Would another way to put this be that the supposed advantage, being easier to learn than more standard programming syntaxes, is not there? "Restricted" here means that it looks like it's ordinary language but it isn't. It doesn't let people use ordinary language.
In fact, a main feature of natural language is not the syntax--but the fact that most of the time we needn't be very precise at all with the syntax to be understandable. _This_ is what a "natural" syntax suggests to a user. And this is not what you want a user/programmer to belive, right?
Syntax is a big deal in programming languages but not real ones; this is a point that CS researches miss all the time. In fact, eg. Chomsky's theories apply much better to programming languages than real ones. With all the research on syntax, Markov chains (statistics about what words occur close to each other) are still better predictors of word order in "real" natural language than any theory of syntax.
The hard problem in programming is figuring out what to do--you have to understand the domain of available means (the language capabilities) as well as well as the problem you are solving. Addressing syntax leaves this alone, it only concerns how you express the solution once you have figured it out. Programming languages are just meant to be means for expressing solutions. What you need to address is the process of reaching solutions. The interactive environment of Smalltalk is the most important advance that has been made so far: a compiler merely processes the solution, whereas an interactive environment supports you while working out a solution.
So to condense my point: we need to shift the focus from the form of the expressed solution, to the process which produces it (and tools to support this). But the nature of such cognitive tools has only begun to be addressed in the last 5-10 years.
Oops, there I did that rant again.
Henrik
Henrik --
Well, sort of...
There is lots more to the story if one wants to break the ice with human beings. First, we have to note that using mathematical notation is only a little better with regard to meaning (since the computer conventions are often very different (e.g. how "=" is used in many languages, etc.). This is pretty fake.
More important to me is that even though "syntax is not important", most humans (even programmers) think that it is. "Even programmers" tend to imprint on the first syntax they learn (like Lorentz's ducks) and resist learning other syntaxes. (A striking example is C's syntax for conditionals, which was a hack, a bad idea, and not as nice as conditional syntaxes that came before -- yet it is recapitulated in many languages that came after just for reasons of familiarity.) One of the most wonderful languages ever invented is LISP and many many programmers have never realized it because they were put off by its syntax, etc.

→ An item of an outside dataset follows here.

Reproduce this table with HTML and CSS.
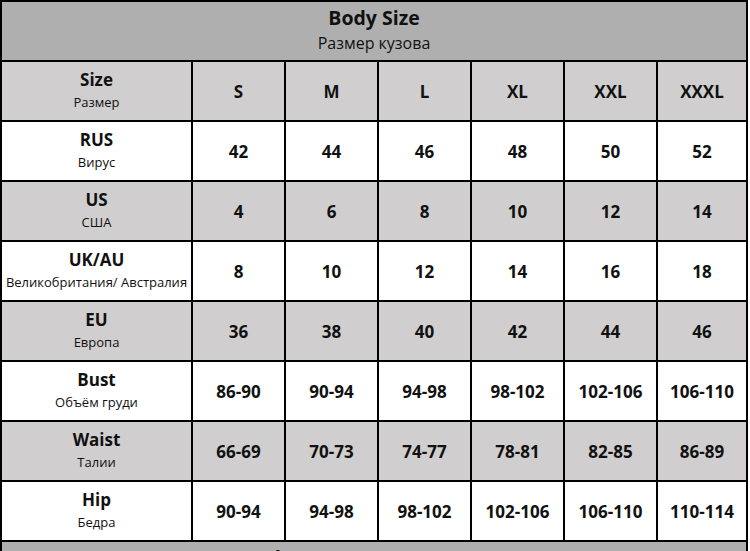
FILE: index.html
```html
<!DOCTYPE html>
<html lang="ru">
<head>
<meta charset="utf-8">
<title>Body Size</title>
<link rel="stylesheet" href="styles.css">
</head>
<body>
<div class="chart">
  <div class="cell title dark">
    <div class="title-main">Body Size</div>
    <div class="title-sub">Размер кузова</div>
  </div>

  <div class="cell label grey"><div class="lab">Size</div><div class="sub">Размер</div></div>
  <div class="cell val grey">S</div><div class="cell val grey">M</div><div class="cell val grey">L</div><div class="cell val grey">XL</div><div class="cell val grey">XXL</div><div class="cell val grey">XXXL</div>

  <div class="cell label"><div class="lab">RUS</div><div class="sub">Вирус</div></div>
  <div class="cell val">42</div><div class="cell val">44</div><div class="cell val">46</div><div class="cell val">48</div><div class="cell val">50</div><div class="cell val">52</div>

  <div class="cell label grey"><div class="lab">US</div><div class="sub">США</div></div>
  <div class="cell val grey">4</div><div class="cell val grey">6</div><div class="cell val grey">8</div><div class="cell val grey">10</div><div class="cell val grey">12</div><div class="cell val grey">14</div>

  <div class="cell label"><div class="lab">UK/AU</div><div class="sub">Великобритания/ Австралия</div></div>
  <div class="cell val">8</div><div class="cell val">10</div><div class="cell val">12</div><div class="cell val">14</div><div class="cell val">16</div><div class="cell val">18</div>

  <div class="cell label grey"><div class="lab">EU</div><div class="sub">Европа</div></div>
  <div class="cell val grey">36</div><div class="cell val grey">38</div><div class="cell val grey">40</div><div class="cell val grey">42</div><div class="cell val grey">44</div><div class="cell val grey">46</div>

  <div class="cell label"><div class="lab">Bust</div><div class="sub">Объём груди</div></div>
  <div class="cell val">86-90</div><div class="cell val">90-94</div><div class="cell val">94-98</div><div class="cell val">98-102</div><div class="cell val">102-106</div><div class="cell val">106-110</div>

  <div class="cell label grey"><div class="lab">Waist</div><div class="sub">Талии</div></div>
  <div class="cell val grey">66-69</div><div class="cell val grey">70-73</div><div class="cell val grey">74-77</div><div class="cell val grey">78-81</div><div class="cell val grey">82-85</div><div class="cell val grey">86-89</div>

  <div class="cell label"><div class="lab">Hip</div><div class="sub">Бедра</div></div>
  <div class="cell val">90-94</div><div class="cell val">94-98</div><div class="cell val">98-102</div><div class="cell val">102-106</div><div class="cell val">106-110</div><div class="cell val">110-114</div>

  <div class="cell title dark">
    <div class="title-main">Product Measurements (CM)</div>
    <div class="title-sub">Размеры изделия (см)</div>
  </div>
</div>
</body>
</html>
```

FILE: styles.css
```css
html, body {
  margin: 0;
  padding: 0;
  background: #ffffff;
  overflow: hidden;
}

body {
  font-family: "Open Sans", "Noto Sans", sans-serif;
  color: #111111;
}

.chart {
  display: grid;
  grid-template-columns: 189px repeat(5, 91px) 88px;
  grid-auto-rows: 58px;
  gap: 2px;
  padding: 2px;
  background: #000000;
  width: max-content;
}

.cell {
  background: #ffffff;
  display: flex;
  flex-direction: column;
  align-items: center;
  justify-content: center;
  text-align: center;
}

.grey {
  background: #d0cece;
}

.dark {
  background: #afafaf;
}

.title {
  grid-column: 1 / -1;
}

.title-main {
  font-weight: 700;
  font-size: 19.5px;
  line-height: 24px;
  margin-top: -3px;
}

.title-sub {
  font-size: 16px;
  line-height: 22px;
  margin-top: 2px;
}

.label .lab {
  font-weight: 700;
  font-size: 17px;
  line-height: 22px;
  margin-top: -3px;
}

.label .sub {
  font-size: 13px;
  line-height: 18px;
  margin-top: 2px;
  white-space: nowrap;
}

.val {
  font-weight: 700;
  font-size: 17px;
}
```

If I were interested in having the main users for the media stuff in Squeak be programmers, then I would consider taking some syntax they are used to and putting it in as an alternative (and there are a number of people on this list that continue to discuss this as an option). But I am much more interested in children, parents, teachers, artists, etc., as users. I want programs they see to look "reasonable" (even if there are new ideas to be learned underneath -- and this is true of writing about new ideas in a natural language like English or Swedish). I want the programs to be "gistable" -- meaning that they can be skimmed and some familar elements can be recognized. A hero of mine here is Martin Luther, who considered whether he should try to find out how to teach Latin to all of Germany so they could read the bible for themselves, or whether he should try to give the German language more structure so that it could more easily have the bible translated into it. He wisely chose the latter, and I think this was one of the big "user interface" insights in history: that you should always find a way to start where the endusers are, and then help them grow into the big ideas.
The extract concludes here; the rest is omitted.